Eu me lembro de ler como nos dias sombrios da Rússia comunista pré-glasnost, quando não existia tal coisa como livre iniciativa, havia um sistema completamente diferente de superioridade. Nesse clima, como pessoas ambiciosas ostentavam suas realizações? Como elas superavam seus pares? Não com dinheiro, carteiras de propriedades ou ações e títulos, mas com diplomas universitários e doutorados. Quem tiver mais diplomas, vence.
Mas doutorados, diplomas, dissertações e artigos acadêmicos não garantem que alguém seja honesto, decente, íntegro ou atencioso. Para isso, precisamos não de um bom cérebro, mas de um bom coração!
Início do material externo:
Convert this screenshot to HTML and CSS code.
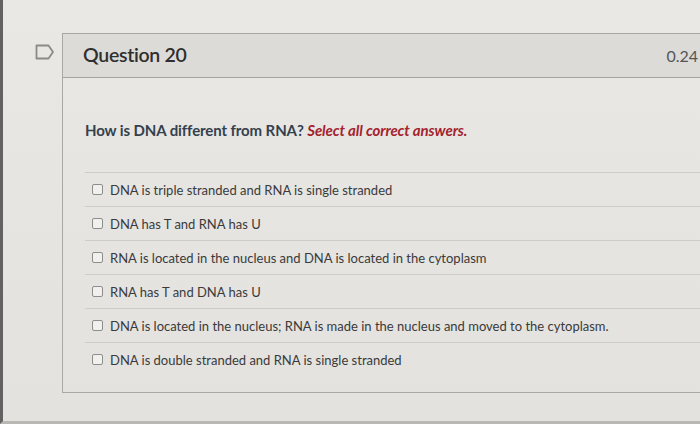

Precisamos de pessoas que não sejam apenas inteligentes, mas gentis. Os sábios também devem ter coração.
O "filho sábio" pode ser muito inteligente, mas também pode ser astuto, rancoroso, manipulador e totalmente perigoso. Você realmente acha que Kim Jong Un é um idiota? Ele pode parecer um personagem de desenho animado ridículo, mas não é bobo. Ele está brincando com presidentes e primeiros-ministros e controla um arsenal de equipamentos militares que ameaça todo o mundo livre. Os aiatolás do Irã podem parecer relíquias patéticas de um antigo império, mas eles podem muito bem estar rindo até a energia nuclear, D'us não o permita. Precisamos de homens e mulheres verdadeiramente sábios, não de "caras espertos" perniciosos.
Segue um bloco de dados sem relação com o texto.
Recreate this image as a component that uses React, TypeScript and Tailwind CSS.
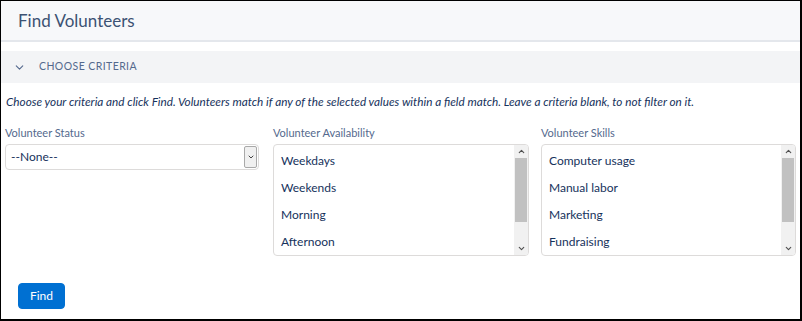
import { ChevronDown, ChevronUp } from 'lucide-react';

const availability = ['Weekdays', 'Weekends', 'Morning', 'Afternoon'];
const skills = ['Computer usage', 'Manual labor', 'Marketing', 'Fundraising'];

function ListBox({ items }: { items: string[] }) {
  return (
    <div className="flex h-[112px] overflow-hidden rounded-[4px] border border-[#dddbda] bg-white">
      <div className="flex-1 pt-[2px]">
        {items.map((item) => (
          <div key={item} className="flex h-[27px] items-center px-[7px] text-[12px] text-[#16325c]">
            {item}
          </div>
        ))}
      </div>
      {/* scrollbar */}
      <div className="flex w-[14px] flex-col bg-[#f1f1f1]">
        <div className="flex h-[13px] items-center justify-center text-[#505050]">
          <ChevronUp size={9} strokeWidth={3} />
        </div>
        <div className="mx-[1px] h-[64px] bg-[#c1c1c1]" />
        <div className="flex-1" />
        <div className="flex h-[13px] items-center justify-center text-[#505050]">
          <ChevronDown size={9} strokeWidth={3} />
        </div>
      </div>
    </div>
  );
}

export default function App() {
  return (
    <div
      className="h-[321px] w-[802px] overflow-hidden border-l border-t border-r-2 border-b-2 border-black bg-white"
      style={{ fontFamily: 'Lato, "Open Sans", sans-serif' }}
    >
      <div className="flex h-[41px] items-center border-b-2 border-[#e4e7ec] bg-[#f7f8fa] pl-[17px]">
        <h1 className="text-[17px] text-[#3c5273]">Find Volunteers</h1>
      </div>

      <div className="mt-[9px] flex h-[32px] items-center bg-[#f3f4f6] pl-[12px]">
        <ChevronDown size={13} strokeWidth={2} className="text-[#54698d]" />
        <span className="ml-[13px] text-[10.5px] tracking-[0.04em] text-[#54698d]">CHOOSE CRITERIA</span>
      </div>

      <p className="mt-[10px] pl-[5px] text-[11.75px] italic text-[#16325c]">
        Choose your criteria and click Find. Volunteers match if any of the selected values within a field match. Leave a criteria blank, to not filter on it.
      </p>

      <div className="mt-[14px] flex pl-[4px]">
        <div className="w-[254px]">
          <div className="mb-[3px] text-[11px] text-[#54698d]">Volunteer Status</div>
          <div className="flex h-[26px] items-center justify-between rounded-[4px] border border-[#dddbda] bg-white pl-[5px] pr-[1px]">
            <span className="text-[12px] text-[#16325c]">--None--</span>
            <div className="flex h-[22px] w-[13px] items-center justify-center rounded-[2px] border border-[#a9a9a9] bg-[#f0f0f0] text-[#444]">
              <ChevronDown size={8} strokeWidth={3} />
            </div>
          </div>
        </div>
        <div className="ml-[14px] w-[256px]">
          <div className="mb-[3px] text-[11px] text-[#54698d]">Volunteer Availability</div>
          <ListBox items={availability} />
        </div>
        <div className="ml-[12px] w-[255px]">
          <div className="mb-[3px] text-[11px] text-[#54698d]">Volunteer Skills</div>
          <ListBox items={skills} />
        </div>
      </div>

      <div className="mt-[26px] pl-[17px]">
        <button className="h-[26px] w-[47px] rounded-[4px] border border-[#0070d2] bg-[#0070d2] text-[12px] text-white">
          Find
        </button>
      </div>
    </div>
  );
}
O termo sábio de coração também é usado para descrever Betzalel, o talentoso arquiteto e designer do Santuário. 5 Ao contrário de outros indivíduos brilhantes dos quais o mundo não vê nenhum benefício, Betzalel compartilhou sua sabedoria. Ele ensinou a seus jovens as complexidades dos projetos sagrados e compartilhou seu conhecimento generosamente.
Então, eu diria que sábio de coração é uma expressão excepcionalmente boa, afinal. Uma mente sem coração pode ser fria, estéril e até má. E um coração precisa de uma mente para guiá-lo e direcioná-lo corretamente. Os sábios de coração têm inteligência e empatia, uma combinação verdadeiramente admirável.